I wonder if this is not good news for us. We can walk forward confidently to meet the day and its challenges and opportunities, not because of what we have or what we are able to do, but because we can walk forward as ourselves, as people who have felt God’s pleasure and known God’s salvation time and again in the unique histories of our lives. I don’t know that any of us are shepherds or climbers. But all of us, whatever we are, have known God’s salvation. And so there are no mismatches. We can face the giants ahead of us—giants like Paul regularly describes, sadness or sickness, dishonor or lack—with confidence, as ourselves…saying as David said, “The Lord who saved me…will save me [again]” (1 Sam 17:37).

Prayer


Holy God,
Whose pleasure we feel,
Whose salvation we know—
In a world that tells us we are missing something,
May we be grounded in the good news
That we are your wondrous creation
And your salvation is with us

May we face our giants confidently,
As our true selves,
Trusting in your salvation.
In Christ, whose way we follow: Amen.

 

[1] J. B. MacKinnon, “The Strange Brain of the World’s Greatest Solo Climber,” https://nautil.us/the-strange-brain-of-the-worlds-greatest-solo-climber-236051/, accessed June 17, 2024.

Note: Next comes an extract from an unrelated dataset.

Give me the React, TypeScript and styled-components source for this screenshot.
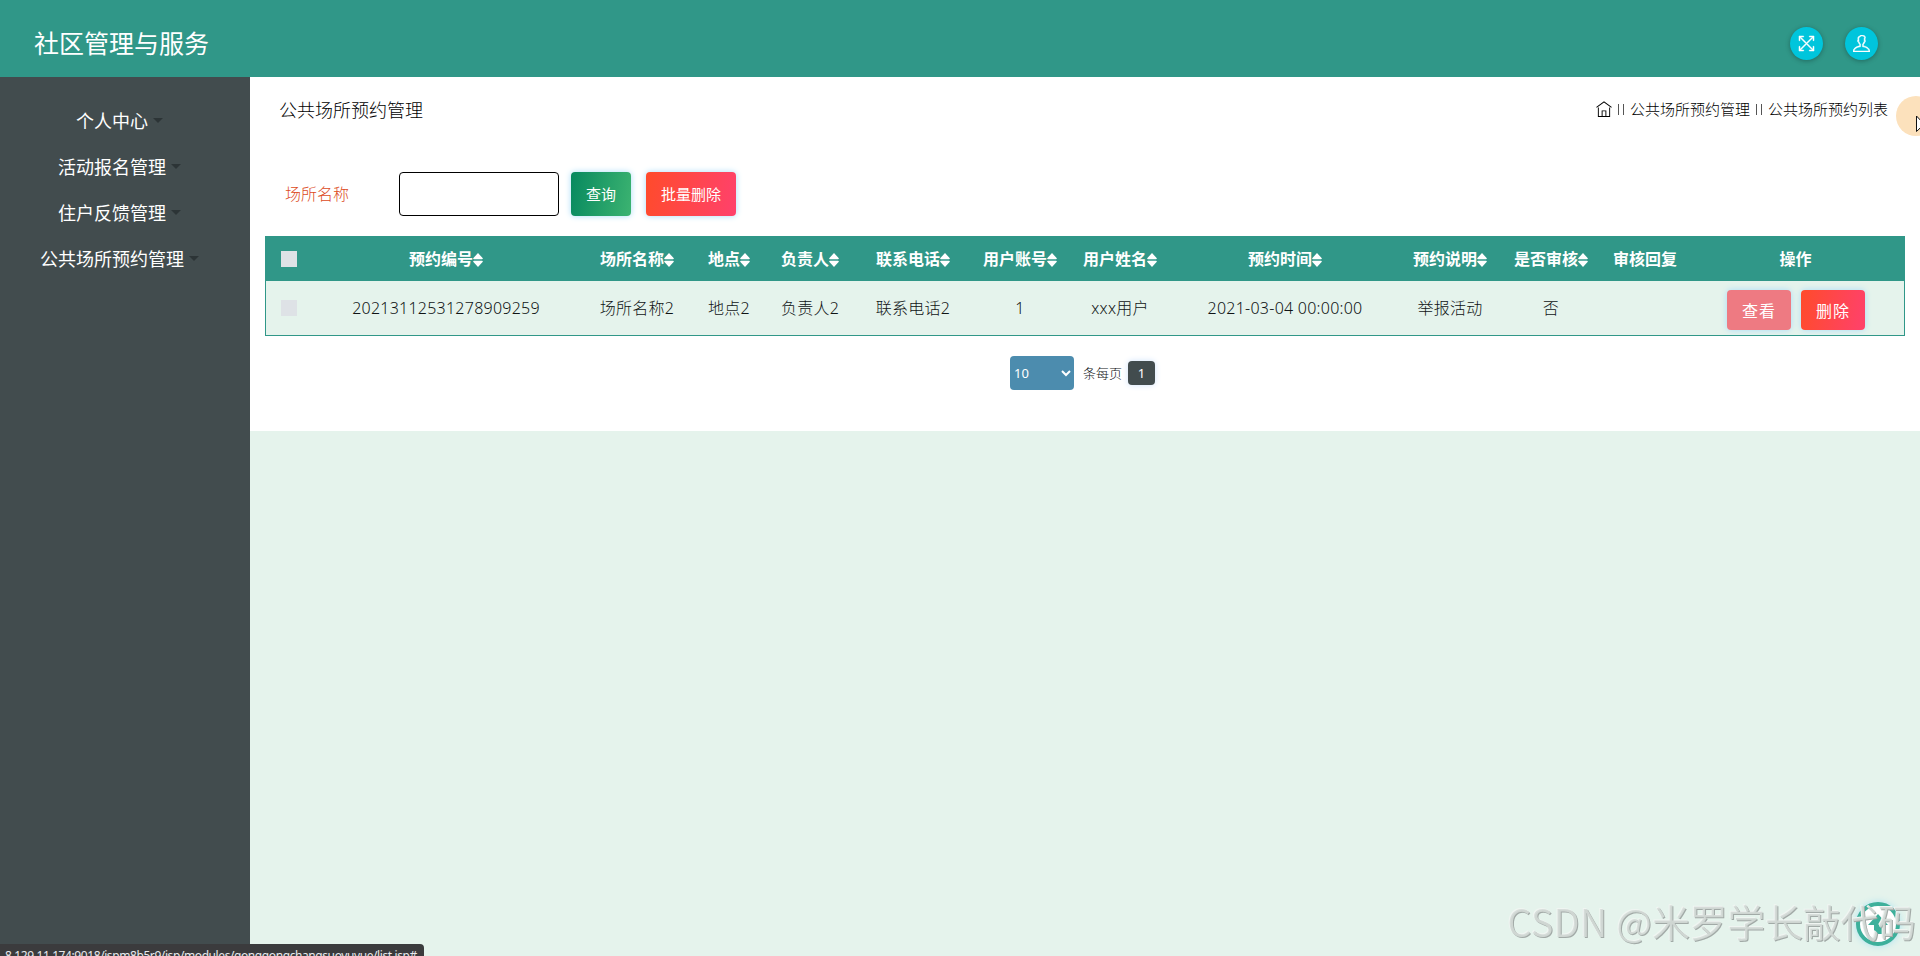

[2] Eben Harrell, “Life’s Work: An Interview with Alex Honnold,” https://hbr.org/2021/05/lifes-work-an-interview-with-alex-honnold, accessed June 17, 2024.

[3] Mary Claire Murdock, “A 3,000 Foot Drop: The Story of Alex Honnold’s Life of Passion,” https://medium.com/the-road-to-character/a-3-000-foot-drop-8ce6a1909083, accessed June 17, 2024.

[4] Thomas Merton, New Seeds of Contemplation (New York: New Directions, 2003), 33.

[5] Eric Liddell, The Disciplines of the Christian Life (London: Triangle, 1985), 27.